The fictive scene was a Montana ranch, quite
inventive considering the aforementioned backyard measured a quarter-acre and I
lived in a small city in Wisconsin.
Imagination does that. Whether it’s the fancy of an
8-year-old dreaming of a West he’s never seen, or any of us envisioning a
destination yet to be explored, our minds conjure landscapes more vivid than
real geography.
Pretending also makes the trip shorter. I could walk
out my back door and be in Montana in 11 steps rather than driving 1,100 miles
from Eau Claire to Butte.
(As a sidebar, the weedy parking lot next to our
house became Wrigley Field in my eclectic mind’s eye.
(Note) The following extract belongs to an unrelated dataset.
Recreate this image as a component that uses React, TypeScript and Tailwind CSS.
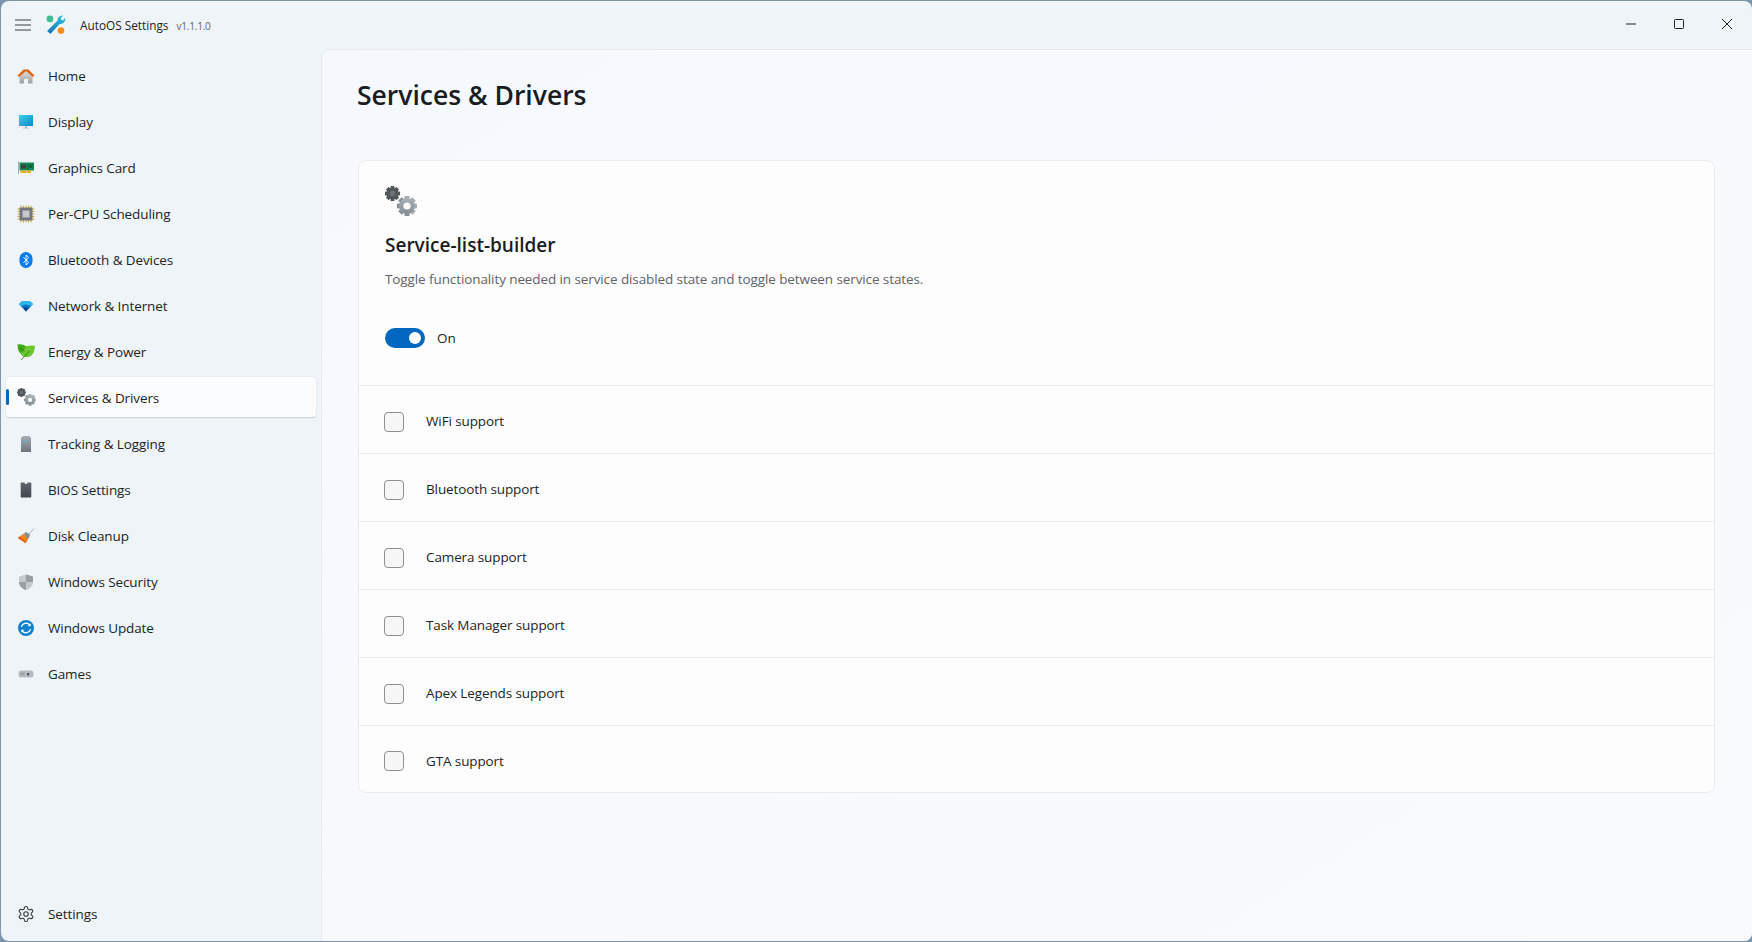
import React from "react";

const Defs = () => (
  <svg width="0" height="0" className="absolute">
    <defs>
      <linearGradient id="gGrey" x1="0" y1="0" x2="0" y2="1"><stop offset="0" stopColor="#a8b0b8" /><stop offset="1" stopColor="#858d95" /></linearGradient>
      <linearGradient id="gDark" x1="0" y1="0" x2="0" y2="1"><stop offset="0" stopColor="#5e666d" /><stop offset="1" stopColor="#41474d" /></linearGradient>
      <linearGradient id="gHome" x1="0" y1="0" x2="0" y2="1"><stop offset="0" stopColor="#e4e4e4" /><stop offset="1" stopColor="#a0a0a0" /></linearGradient>
      <linearGradient id="gScreen" x1="0" y1="0" x2="1" y2="1"><stop offset="0" stopColor="#35d4e8" /><stop offset="1" stopColor="#0f86c8" /></linearGradient>
      <linearGradient id="gTrack" x1="0" y1="0" x2="0" y2="1"><stop offset="0" stopColor="#a4adb3" /><stop offset="1" stopColor="#6d757c" /></linearGradient>
      <linearGradient id="gWrench" x1="0" y1="1" x2="1" y2="0"><stop offset="0" stopColor="#1570b8" /><stop offset="1" stopColor="#2cc4d8" /></linearGradient>
    </defs>
  </svg>
);

const Gear = ({ cx, cy, r, fill, hole }: { cx: number; cy: number; r: number; fill: string; hole: string }) => (
  <g>
    {[0, 45, 90, 135].map((a) => (
      <rect key={a} x={cx - r * 0.26} y={cy - r} width={r * 0.52} height={r * 2} rx={r * 0.08} fill={fill} transform={`rotate(${a} ${cx} ${cy})`} />
    ))}
    <circle cx={cx} cy={cy} r={r * 0.78} fill={fill} />
    <circle cx={cx} cy={cy} r={r * 0.36} fill={hole} />
  </g>
);

const GearsIcon = ({ size = 20, hole = "#fbfcfe" }: { size?: number; hole?: string }) => (
  <svg width={size} height={size} viewBox="0 0 32 32">
    <Gear cx={7.5} cy={7.5} r={7.5} fill="#4f565c" hole="#6b7278" />
    <Gear cx={22} cy={20} r={10} fill="url(#gGrey)" hole={hole} />
  </svg>
);

const icons: Record<string, React.ReactNode> = {
  home: (
    <svg width="18" height="18" viewBox="0 0 18 18">
      <path d="M2.500 8L9 2.500 15.500 8V16.500H11V12H7V16.500H2.500z" fill="url(#gHome)" />
      <path d="M.5 8.500L6.500 2.500H11.500L17.500 8.500 16 10 9 4 2 10z" fill="#e0660c" />
    </svg>
  ),
  display: (
    <svg width="18" height="18" viewBox="0 0 18 18">
      <rect x="2" y="2" width="14" height="11" fill="url(#gScreen)" />
      <rect x="8" y="13" width="2" height="2" fill="#a8b3bc" />
      <rect x="6" y="14.600" width="6" height="1" fill="#c2cad0" />
    </svg>
  ),
  gpu: (
    <svg width="18" height="18" viewBox="0 0 18 18">
      <rect x="1" y="2.500" width="1" height="12.500" fill="#a3a9ad" />
      <rect x="2.500" y="3.500" width="14.500" height="8" fill="#128a52" />
      <rect x="4" y="5.500" width="5" height="4" fill="#3b3f42" />
      <path d="M10.500 5.500h1v1h-1zM12.500 5.500h1v1h-1zM14.500 5.500h1v1h-1zM10.500 7.500h1v1h-1zM12.500 7.500h3v1h-3zM10.500 9.500h1v1h-1z" fill="#1d2a25" />
      <rect x="3.500" y="11.500" width="6" height="2.500" fill="#e8ad1d" />
      <rect x="10" y="11.500" width="4" height="2.500" fill="#e8ad1d" />
    </svg>
  ),
  cpu: (
    <svg width="18" height="18" viewBox="0 0 18 18">
      <path d="M4 .5v17M6.500 .5v17M9 .5v17M11.500 .5v17M14 .5v17M.5 4h17M.5 6.500h17M.5 9h17M.5 11.500h17M.5 14h17" stroke="#d39c1e" strokeWidth="0.9" />
      <rect x="2.500" y="2.500" width="13" height="13" fill="#74787d" />
      <rect x="5.500" y="5.500" width="7" height="7" fill="#c6c8ca" />
    </svg>
  ),
  bt: (
    <svg width="18" height="18" viewBox="0 0 18 18">
      <rect x="2.500" y="1" width="13" height="16" rx="6.500" fill="#0a7bf0" />
      <path d="M6.300 6l5.400 5.500L9 14V4l2.700 2.500L6.300 12" fill="none" stroke="#fff" strokeWidth="0.9" />
    </svg>
  ),
  wifi: (
    <svg width="18" height="18" viewBox="0 0 18 18">
      <path d="M1.500 7L5 4h8l3.500 3L9 14.500z" fill="#2fb7ec" />
      <path d="M4 9Q9 6 14 9L9 14.500z" fill="#1474c8" />
      <path d="M6.500 11Q9 9.500 11.500 11L9 14.500z" fill="#0d3f86" />
    </svg>
  ),
  leaf: (
    <svg width="18" height="18" viewBox="0 0 18 18">
      <path d="M.5 1.500C4 1 7 1.500 9 3.500 11.500 2.500 15 2.500 17.500 3 17.500 8 16 13.500 10 14 7 14.500 5 12.500 4 11 1.500 9 .5 6 .5 1.500z" fill="#3fae18" />
      <path d="M9 3.500C11.500 2.500 15 2.500 17.500 3 17.500 8 16 13.500 10 14 7 14.500 5 12.500 4 11z" fill="#6cc82e" />
      <path d="M4 17L12.500 8M3 4.500L7.500 8.500" stroke="#1c5d12" strokeWidth="0.7" fill="none" />
    </svg>
  ),
  gears: <GearsIcon size={19} />,
  track: (
    <svg width="18" height="18" viewBox="0 0 18 18">
      <path d="M4 3L6 1h6l2 2V17H4z" fill="url(#gTrack)" />
      <rect x="8.200" y="5" width="1.500" height="1.500" fill="#2fd0de" />
    </svg>
  ),
  bios: (
    <svg width="18" height="18" viewBox="0 0 18 18">
      <path d="M4 1.500h3.500a1.500 1.500 0 0 0 3 0H14V16.500H4z" fill="url(#gDark)" />
      <path d="M3.500 2.500v13.500M14.500 2.500v13.500" stroke="#8f959a" strokeWidth="1" strokeDasharray="1 1" />
    </svg>
  ),
  clean: (
    <svg width="18" height="18" viewBox="0 0 18 18">
      <path d="M12 7L17 1.500" stroke="#8d949a" strokeWidth="0.7" />
      <path d="M7 6.500L9 5l4 2.500-1 3.500-3 2z" fill="#878d93" />
      <path d="M6.500 6.500L11 12.800 8.500 16 1 11z" fill="#f5821f" />
      <path d="M1 11l7.500 5 .8-1-7-5.500z" fill="#e05a10" />
    </svg>
  ),
  shield: (
    <svg width="18" height="18" viewBox="0 0 18 18">
      <path d="M9 1.500L16 3.500V9c0 4-3 6.500-7 8C5 15.500 2 13 2 9V3.500z" fill="#c4c9cd" />
      <path d="M9 1.500V17c-4-1.500-7-4-7-8h7zM9 9h7c0 0 0-5.500 0-5.500L9 1.500z" fill="#989fa5" />
    </svg>
  ),
  update: (
    <svg width="18" height="18" viewBox="0 0 18 18">
      <circle cx="9" cy="9" r="8" fill="#1182cf" />
      <path d="M4.500 8A4.600 4.600 0 0 1 12.800 6.200M13.500 10A4.600 4.600 0 0 1 5.200 11.800" fill="none" stroke="#fff" strokeWidth="1.200" />
      <path d="M13.700 4.200v3h-3zM4.300 13.800v-3h3z" fill="#fff" />
    </svg>
  ),
  games: (
    <svg width="18" height="18" viewBox="0 0 18 18">
      <rect x="1.500" y="5.500" width="15" height="7" rx="2.500" fill="#b6bcc2" />
      <rect x="3.500" y="7.500" width="4" height="3" fill="#9aa1a7" />
      <path d="M10.500 8h2l-1 2.500h-1.500z" fill="#3c4247" />
    </svg>
  ),
};

const nav: [string, string][] = [
  ["home", "Home"],
  ["display", "Display"],
  ["gpu", "Graphics Card"],
  ["cpu", "Per-CPU Scheduling"],
  ["bt", "Bluetooth & Devices"],
  ["wifi", "Network & Internet"],
  ["leaf", "Energy & Power"],
  ["gears", "Services & Drivers"],
  ["track", "Tracking & Logging"],
  ["bios", "BIOS Settings"],
  ["clean", "Disk Cleanup"],
  ["shield", "Windows Security"],
  ["update", "Windows Update"],
  ["games", "Games"],
];

const rows: [string, string][] = [
  ["WiFi support", "h-[68px]"],
  ["Bluetooth support", "h-[68px]"],
  ["Camera support", "h-[68px]"],
  ["Task Manager support", "h-[68px]"],
  ["Apex Legends support", "h-[68px]"],
  ["GTA support", "h-[67px]"],
];

function NavItem({ icon, label, active }: { icon: React.ReactNode; label: string; active?: boolean }) {
  return (
    <div
      className={`relative flex h-[41px] shrink-0 items-center rounded-[4px] pl-[10px] ${
        active ? "border-b border-b-[#cfd4da] bg-[#fbfcfe] shadow-[0_0_0_1px_#e9edf2]" : ""
      }`}
    >
      {active && <div className="absolute left-0 top-[12px] h-[16px] w-[3px] rounded-[2px] bg-[#0067c0]" />}
      <div className="flex w-[20px] items-center justify-center">{icon}</div>
      <span className="ml-[12px] pt-[2px] text-[13.5px] tracking-[-0.1px] text-[#1c1f23]">{label}</span>
    </div>
  );
}

export default function App() {
  return (
    <div className="h-[942px] w-[1752px] overflow-hidden bg-[#7b95ad]" style={{ fontFamily: '"Open Sans", "Noto Sans", sans-serif' }}>
      <Defs />
      <div className="ml-[1px] mt-[1px] flex h-[940px] w-[1751px] flex-col overflow-hidden rounded-[8px] bg-[#eff4f9]">
        <header className="flex h-[48px] shrink-0 items-center">
          <svg className="ml-[14px]" width="16" height="12" viewBox="0 0 16 12">
            <path d="M0 1h16M0 6h16M0 11h16" stroke="#3a3d40" strokeWidth="1" />
          </svg>
          <svg className="ml-[15px]" width="20" height="20" viewBox="0 0 18 18">
            <circle cx="3.500" cy="3.500" r="3" fill="#3fbf8f" />
            <circle cx="13.500" cy="14" r="3" fill="#f58a1f" />
            <path d="M1 14.500L10.500 5C10 2.500 12.500 .5 15.500 .5L13 3.200 14.800 5.200 17.300 2.800C18 6 15 8.800 12.500 7.800L4 17z" fill="url(#gWrench)" />
          </svg>
          <span className="ml-[14px] mt-[2px] text-[11.800px] text-[#1c1f23]">AutoOS Settings</span>
          <span className="ml-[8px] mt-[2px] text-[10px] tracking-[-0.2px] text-[#5f6368]">v1.1.1.0</span>
          <div className="-mt-[2px] ml-auto flex items-center gap-[38px] pr-[20px]">
            <svg width="10" height="10" viewBox="0 0 10 10"><path d="M0 5h10" stroke="#1c1f23" /></svg>
            <svg width="10" height="10" viewBox="0 0 10 10"><rect x=".5" y=".5" width="9" height="9" rx="1" fill="none" stroke="#1c1f23" /></svg>
            <svg width="10" height="10" viewBox="0 0 10 10"><path d="M0 0l10 10M10 0L0 10" stroke="#1c1f23" /></svg>
          </div>
        </header>
        <div className="flex min-h-0 flex-1">
          <aside className="flex w-[320px] shrink-0 flex-col pb-[7px] pl-[5px] pt-[6px]">
            <div className="flex w-[310px] flex-col gap-[5px]">
              {nav.map(([k, l]) => (
                <NavItem key={l} icon={icons[k]} label={l} active={l === "Services & Drivers"} />
              ))}
            </div>
            <div className="mt-auto w-[310px]">
              <NavItem
                icon={
                  <svg width="18" height="18" viewBox="0 0 24 24" fill="none" stroke="#3a3d40" strokeWidth="1.500" strokeLinecap="round" strokeLinejoin="round">
                    <path d="M12.220 2h-.440a2 2 0 0 0-2 2v.180a2 2 0 0 1-1 1.730l-.430.250a2 2 0 0 1-2 0l-.150-.080a2 2 0 0 0-2.730.730l-.220.380a2 2 0 0 0 .730 2.730l.150.100a2 2 0 0 1 1 1.720v.510a2 2 0 0 1-1 1.740l-.150.090a2 2 0 0 0-.730 2.730l.220.380a2 2 0 0 0 2.730.730l.150-.080a2 2 0 0 1 2 0l.430.250a2 2 0 0 1 1 1.730V20a2 2 0 0 0 2 2h.440a2 2 0 0 0 2-2v-.180a2 2 0 0 1 1-1.730l.430-.250a2 2 0 0 1 2 0l.150.080a2 2 0 0 0 2.730-.730l.220-.390a2 2 0 0 0-.730-2.730l-.150-.080a2 2 0 0 1-1-1.740v-.500a2 2 0 0 1 1-1.740l.150-.090a2 2 0 0 0 .730-2.730l-.220-.380a2 2 0 0 0-2.730-.730l-.150.080a2 2 0 0 1-2 0l-.430-.250a2 2 0 0 1-1-1.730V4a2 2 0 0 0-2-2z" />
                    <circle cx="12" cy="12" r="3" />
                  </svg>
                }
                label="Settings"
              />
            </div>
          </aside>
          <main className="min-w-0 flex-1 rounded-tl-[8px] border-l border-t border-[#e6eaef] bg-gradient-to-br from-[#f5f9fd] to-[#f9fafc] pl-[36px] pr-[37px]">
            <h1 className="flex h-[94px] items-center pb-[3px] -ml-[1px] text-[26.500px] font-semibold leading-none text-[#1a1c1f]">Services &amp; Drivers</h1>
            <section className="mt-[16px] overflow-hidden rounded-[8px] border border-[#e8ecf0] bg-[#fdfdfe]">
              <div className="h-[224px] pl-[26px] pt-[25px]">
                <GearsIcon size={32} hole="#fdfdfe" />
                <div className="mt-[13px] text-[19px] font-semibold leading-[28px] text-[#1a1c1f]">Service-list-builder</div>
                <div className="mt-[10px] text-[13.500px] leading-[20px] tracking-[-0.1px] text-[#5f6368]">
                  Toggle functionality needed in service disabled state and toggle between service states.
                </div>
                <div className="mt-[39px] flex items-center">
                  <div className="relative h-[20px] w-[40px] rounded-full bg-[#0067c0]">
                    <div className="absolute right-[4px] top-[4px] h-[12px] w-[12px] rounded-full bg-white" />
                  </div>
                  <span className="ml-[12px] text-[13.500px] text-[#1c1f23]">On</span>
                </div>
              </div>
              {rows.map(([label, h]) => (
                <div key={label} className={`flex items-center border-t border-[#e8ecf0] pl-[25px] pt-[4px] ${h}`}>
                  <div className="h-[20px] w-[20px] rounded-[4px] border border-[#8d8f92] bg-[#f7f7f7]" />
                  <span className="ml-[22px] text-[13.500px] tracking-[-0.12px] text-[#1c1f23]">{label}</span>
                </div>
              ))}
            </section>
          </main>
        </div>
      </div>
    </div>
  );
}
Cracks in the pavement
served as first base, second, third and home, and by throwing a rubber baseball
at the paint-worn garage door, I could mark balls and strikes. Montana and
Wrigley were but a short flyball apart from each other, another advantage of
childhood imagination.)
I forgot about Montana after grade school until
sophomore-year political science class. We learned about enclaves of
libertarians who holed up in Montana and other sparse outposts. They loved
individual freedom, limited government, and guns, more or less in that order.
Maxim Loskutoff wrote recently in the New York Times
about that American West, the home of outcasts seeking refuge, wearing T-shirts
that called Montana “The Last Best Place to Hide.”
The notion of Montana as “a wilderness of
possibility” has beckoned everyone from David Letterman to the Unabomber.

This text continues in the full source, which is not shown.